Bam I am awake. It's 5:20am. My brain says "Up all night.... oooooh, stayin' up all night." I'm exhausted. I wonder if my architect got the drawing for the art niche in the kitchen to the contractor and if that feature was included in his bid. I wonder if I really want to spend all that money. I wonder if the living room is big enough. I wonder if I should skip putting cabinets in the workshop, or if I should just use the old desks that I've used in the past. I wonder if I'll sleep.
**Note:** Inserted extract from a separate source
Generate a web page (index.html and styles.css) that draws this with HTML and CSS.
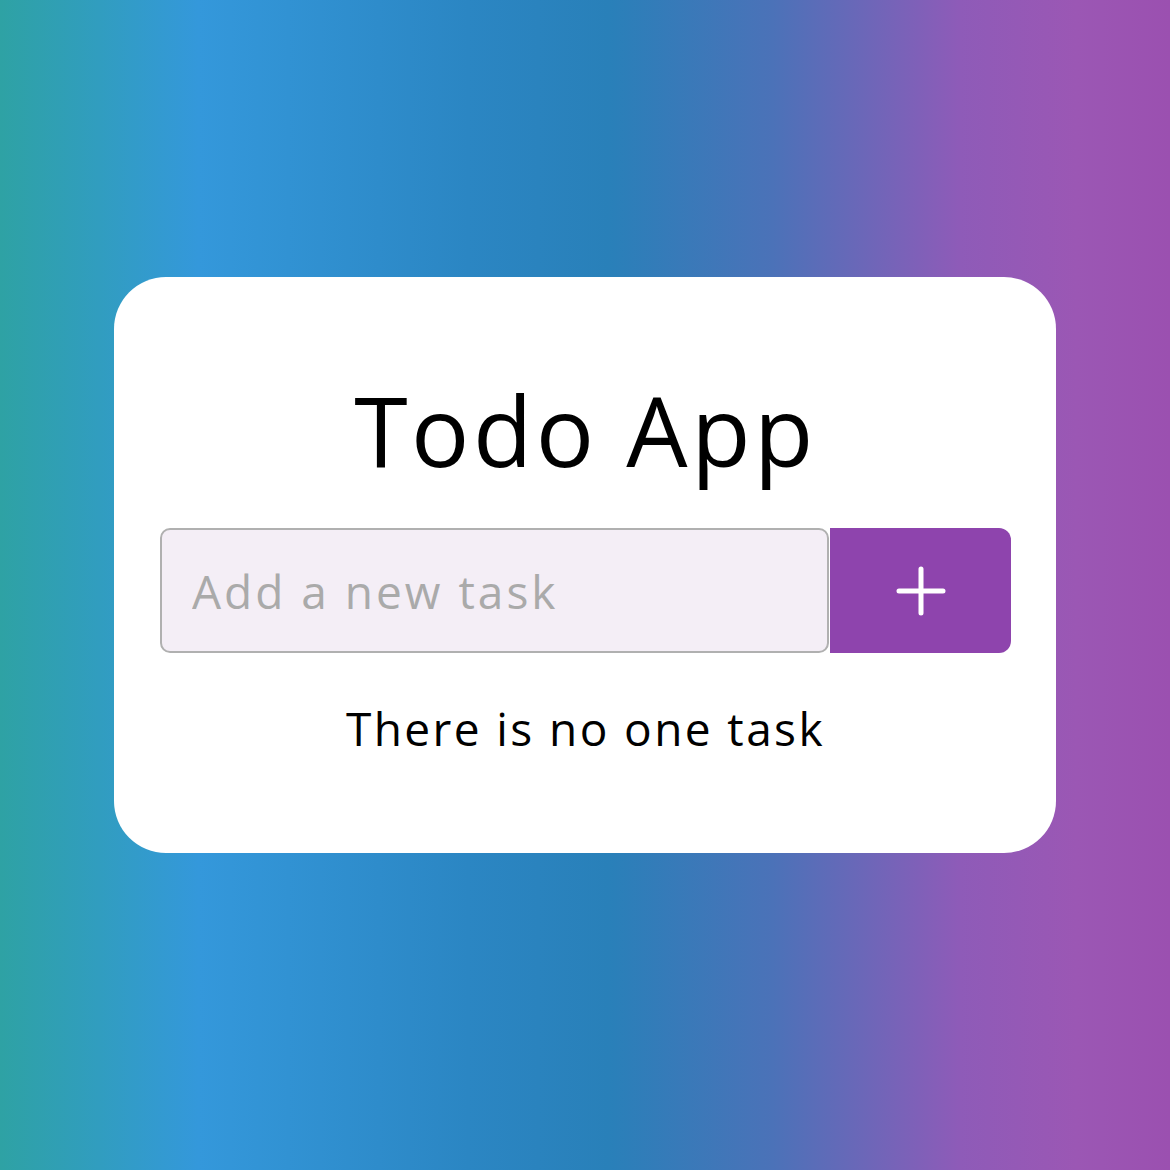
FILE: index.html
```html
<!DOCTYPE html>
<html lang="en">
<head>
<meta charset="utf-8">
<title>Todo App</title>
<link rel="stylesheet" href="styles.css">
</head>
<body>
<main class="card">
  <h1 class="title">Todo App</h1>
  <form class="add-row">
    <input class="task-input" type="text" placeholder="Add a new task">
    <button class="add-btn" type="button" aria-label="Add">
      <svg width="50" height="50" viewBox="0 0 50 50"><path d="M25 3V47M3 25H47" stroke="#fff" stroke-width="5" stroke-linecap="round" fill="none"/></svg>
    </button>
  </form>
  <p class="empty">There is no one task</p>
</main>
</body>
</html>
```
FILE: styles.css
```css
* { box-sizing: border-box; }
html, body { height: 100%; }
body {
  margin: 0;
  font-family: "Open Sans", "DejaVu Sans", sans-serif;
  background: linear-gradient(to right, #2ea2a4 0%, #3498db 17%, #2b86c3 40%, #2980b9 52%, #4b72b8 66%, #8e5bb8 82%, #9b57b4 92%, #9b50b0 100%);
  display: flex;
  justify-content: center;
  align-items: flex-start;
  padding-top: 277px;
}
.card {
  width: 942px;
  height: 576px;
  background: #fff;
  border-radius: 52px;
  padding: 104px 45px 0 46px;
  display: flex;
  flex-direction: column;
  align-items: center;
}
.title {
  margin: 0;
  font-weight: 400;
  font-size: 97px;
  line-height: 1;
  letter-spacing: 3.5px;
  color: #000;
}
.add-row {
  margin-top: 50px;
  width: 100%;
  display: flex;
  height: 125px;
}
.task-input {
  flex: 1;
  height: 100%;
  border: 2px solid #b0b0b0;
  border-radius: 10px;
  background: #f4eef6;
  padding: 0 30px;
  font-family: inherit;
  font-size: 46px;
  letter-spacing: 3px;
  color: #000;
  outline: none;
}
.task-input::placeholder { color: #aaa; }
.add-btn {
  width: 181px;
  margin-left: 1px;
  height: 100%;
  border: none;
  border-radius: 0 12px 12px 0;
  background: #8e44ad;
  display: flex;
  align-items: center;
  justify-content: center;
  padding: 0;
}
.empty {
  margin: 48px 0 0;
  font-size: 46px;
  line-height: 1.2;
  letter-spacing: 2.4px;
  color: #000;
}
```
Bam I am awake. It's almost 6:00am. I was racing around town in some kind of super-mini-van. I needed to get to the restaurant, but I kept taking wrong turns. Every time I took a wrong turn, I corrected by doing some amazingly illegal maneuver - a U-turn on the highway, a left through a red light, driving over a median or a sidewalk. Each time there was a cop right there, watching me do the illegal move, but they never stopped me or pulled me over. "Up all night.... oooooh, stayin' up all night." Should I cut the trellises out of the project to save money?

Bam I am awake. I don't bother to look at the clock. I had been kneading dough. Lots of batches of dough. I don't know what I was making, but I had to keep getting more and more water, one cup at a time, to add to the dough. "Up all night.... oooooh, stayin' up all night." Crap. Who wrote that song and how do I get it out of my head. Maybe if I knew more than just that one line I could sing the whole thing to myself and get it done with. Alas, that one line is all I have. "Up all night.... oooooh, stayin' up all night."

Bam, its almost 9:00am. I'm exhausted. Did I sleep last night? It feels like I was awake all night long, but I have these distant memories of weird dreams. I know I sent an email in the middle of the night. Ooooof. Time to make the coffee.